The Rip (Netflix Original Film)
Release: Friday 16 January
The Rip is Netflix’s biggest original film of the week and one of its major releases of early 2026. Ben Affleck and Matt Damon star as Miami police detectives who discover $20 million in cash during what should have been a routine raid on a drug stash house.
As news of the money spreads, trust within their unit begins to collapse and rival criminal groups move in, turning the discovery into a violent struggle for control. The film combines crime drama with large-scale action sequences, including car chases and shoot-outs, and is designed to appeal to a broad UK and US audience.
Netflix is treating The Rip as a potential breakout hit, using the long-established pairing of Affleck and Damon to anchor what it hopes will become one of its most watched films of the year.
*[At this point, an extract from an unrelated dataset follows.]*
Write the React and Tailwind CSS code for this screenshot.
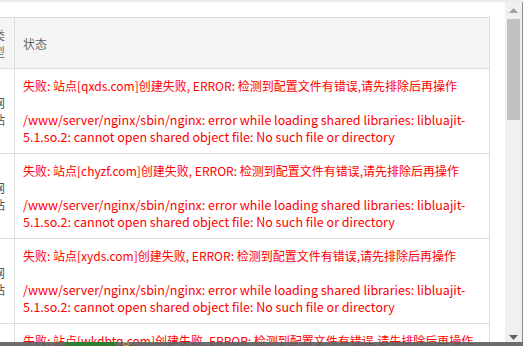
const rows = [
  "qxds.com",
  "chyzf.com",
  "xyds.com",
  "wkdbtq.com",
];

function ScrollBar() {
  return (
    <div className="w-[18px] flex flex-col bg-[#f0f0f0] border-r border-[#8a8a8a]">
      <div className="h-[17px] flex items-center justify-center">
        <svg width="9" height="5" viewBox="0 0 9 5">
          <path d="M4.5 0 L9 5 L0 5 Z" fill="#a3a3a3" />
        </svg>
      </div>
      <div className="mx-[2px] h-[101px] bg-[#c1c1c1]" />
      <div className="flex-1" />
      <div className="h-[17px] flex items-center justify-center">
        <svg width="9" height="5" viewBox="0 0 9 5">
          <path d="M0 0 L9 0 L4.5 5 Z" fill="#606060" />
        </svg>
      </div>
    </div>
  );
}

export default function App() {
  return (
    <div
      className="w-[523px] h-[346px] relative overflow-hidden bg-white text-[12px] leading-[17px]"
      style={{ fontFamily: '"Noto Sans CJK SC", "Noto Sans", sans-serif' }}
    >
      <div className="h-[2px] bg-[#ececec]" />
      <div className="flex h-[344px]">
        <div className="flex-1 overflow-hidden pt-[15px]">
          <table className="table-fixed border-collapse ml-[-16px] w-[506px]">
            <colgroup>
              <col className="w-[30px]" />
              <col />
            </colgroup>
            <thead>
              <tr className="bg-[#f5f5f5]">
                <th className="border border-[#dddddd] px-2 py-2 font-normal text-left text-[#666] align-middle break-all">
                  类型
                </th>
                <th className="border border-[#dddddd] px-2 py-2 font-normal text-left text-[#666] align-middle">
                  状态
                </th>
              </tr>
            </thead>
            <tbody>
              {rows.map((d) => (
                <tr key={d}>
                  <td className="border border-[#dddddd] px-2 py-2 text-[#555] align-middle break-all">
                    网站
                  </td>
                  <td className="border border-[#dddddd] px-2 py-2 text-[#ff0000] align-middle">
                    失败: 站点[{d}]创建失败, ERROR: 检测到配置文件有错误,请先排除后再操作
                    <br />
                    <br />
                    <span className="text-[12.5px]">
                      /www/server/nginx/sbin/nginx: error while loading shared libraries: libluajit-<wbr />5.1.so.2: cannot open shared object file: No such file or directory
                    </span>
                  </td>
                </tr>
              ))}
            </tbody>
          </table>
        </div>
        <ScrollBar />
      </div>
      {/* taskbar edge peeking in at the bottom */}
      <div className="absolute left-0 right-0 bottom-0 h-[4px] bg-[#5e5e5e]/90 flex">
        <div className="w-[65px]" />
        <div className="w-[50px] bg-[#2e7d32]" />
        <div className="w-[8px]" />
        <div className="w-[6px] rounded-full border border-[#d9a441]" />
      </div>
    </div>
  );
}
Weekend highlights (17–18 January)
The weekend is designed around easy binge-watching and big-screen entertainment:
- One-night drama → Seven Dials is perfectly structured to be watched in a single sitting.
- Big movie night → The Rip is Netflix’s clear centrepiece.
- Relaxed daytime viewing → The Upshaws offers light, familiar comedy.
- Late-night thriller → Bone Lake provides something darker and more intense.
- Background binge → The Boyfriend works well for slow, steady viewing across the weekend.
Netflix’s strategy is to keep viewers on the platform all weekend, moving from prestige drama to action film to comfort television without leaving the app.
This is the first week in 2026 where Netflix is seriously testing what will replace its biggest franchises. Instead of relying on one huge series, it is spreading risk across British drama, Hollywood stars, international formats and live entertainment.
If Seven Dials and The Rip both land well with UK audiences, Netflix will have proof that it can build new tent-pole titles without Stranger Things — and that will shape everything the platform releases for the rest of the year.